Stark new assessment warns of mass extinctions and the ‘rise of slime’
When certain species have been decimated to the point of joining the endangered species list, measures are taken to more effectively conserve and revive their population bases.
To Jeremy Jackson, ocean ecosystems around the globe similarly have been degraded to the point that they should also be considered “endangered.”
“Just as we say that leatherback turtles are critically endangered, I looked at entire ecosystems as if they were a species,” said Jackson, a Scripps Institution of Oceanography at UC San Diego professor of oceanography.
In his new assessment, published in the Proceedings of the National Academy of Sciences, Jackson reviews and synthesizes a range of research studies focusing on marine ecosystems and their health. The result is a sobering depiction of how human activities are damaging the quality of marine habitats and their environments.
Jackson, director of the Scripps Center for Marine Biodiversity and Conservation, cites the effects of habitat destruction, overfishing, ocean warming, increased acidification, and massive nutrient runoff as culprits in a grand transformation of once-complex ocean ecosystems. Areas that had featured intricate marine food webs with large animals are being converted into simplistic ecosystems dominated by microbes, toxic algal blooms, jellyfish, and disease. Jackson has labeled the ongoing transformation “the rise of slime.”

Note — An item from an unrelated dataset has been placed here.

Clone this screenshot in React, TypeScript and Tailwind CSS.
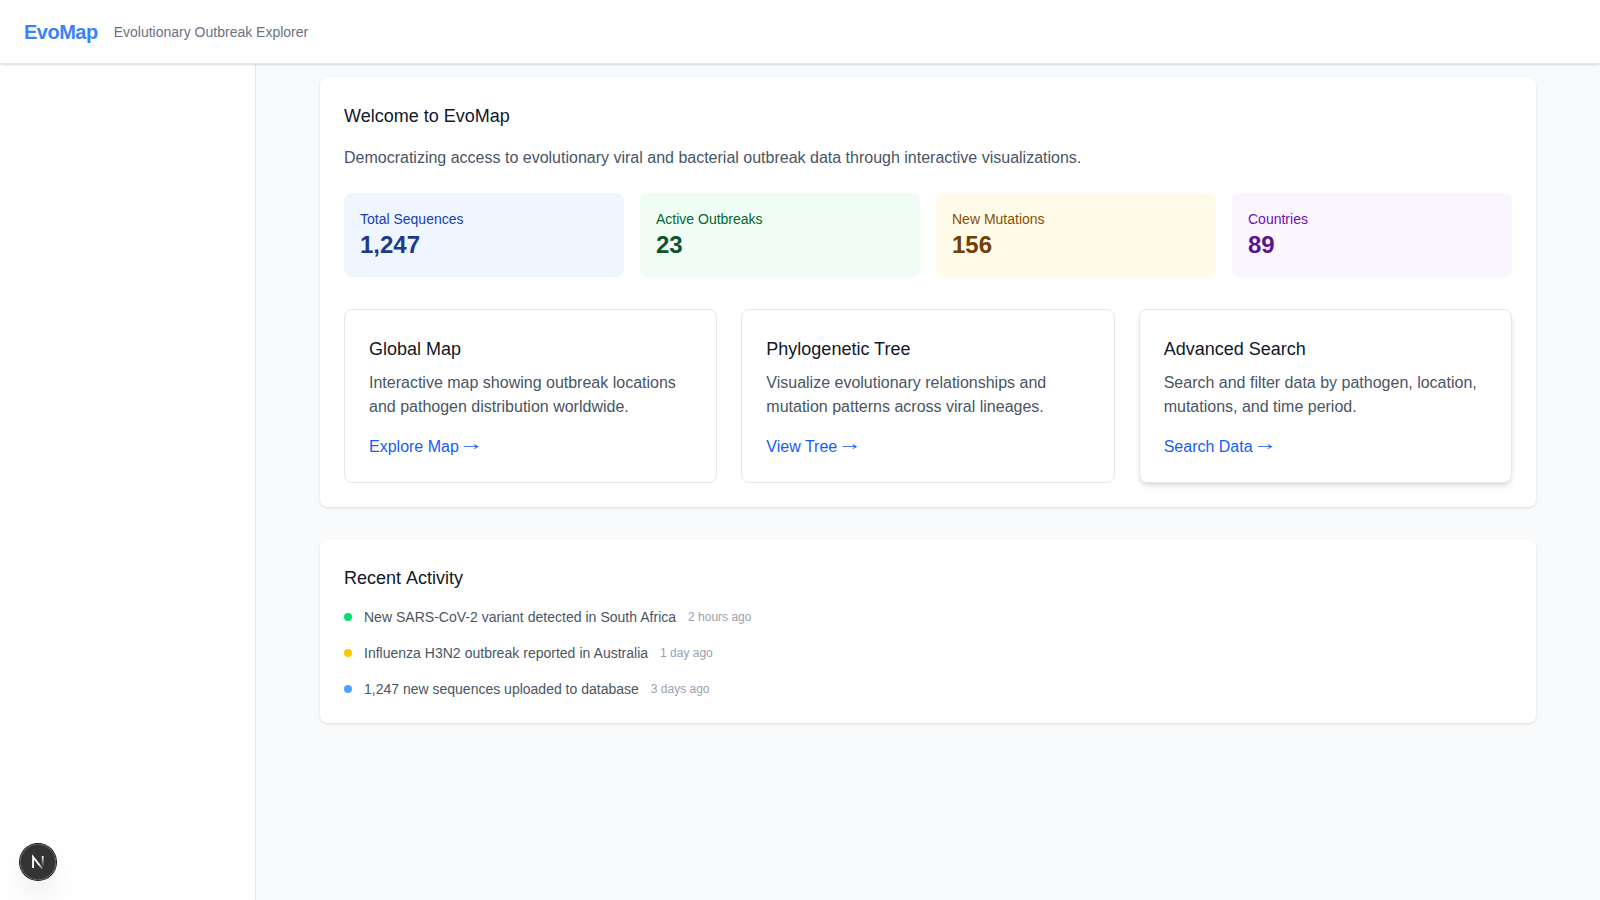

Jackson believes human impacts are laying the groundwork for mass extinctions in the oceans comparable with immense ecological disturbances known from the ancient past through fossil records. His new study discusses the deleterious effects of overfishing, as well as threats from pollution sources such as nutrient runoff that lead to so-called “dead zones” of low oxygen. He also incorporates increases in ocean warming and acidification resulting from greenhouse gas emissions.
“All of the different kinds of data and methods of analysis point in the same direction of drastic and increasingly rapid degradation of marine ecosystems,” Jackson indicates in the paper.
He furthers his analysis by constructing a chart of marine ecosystems and their “endangered” status. Coral reefs, Jackson’s primary area of research, are “critically endangered” and among the most threatened ecosystems; also critically endangered are estuaries and coastal seas, threatened by overfishing and runoff; continental shelves are “endangered” due to, among other things, losses of fishes and sharks; and the open ocean ecosystem is listed as “threatened” mainly through losses at the hands of overfishing.
To stop the worldwide downslide, and perhaps one day reverse it, Jackson believes that immediate and far-reaching changes are necessary. He singles out overexploitation, pollution, and climate change as the three main “drivers” that must be addressed.
“The reality is that if we want to have coral reefs in the future, we’re going to have to behave that way and recognize the magnitude of the response that’s necessary to achieve it,” he said. “The challenges of bringing these threats under control are enormously complex and will require fundamental changes in fisheries, agricultural practices, and the ways we obtain energy for everything we do.”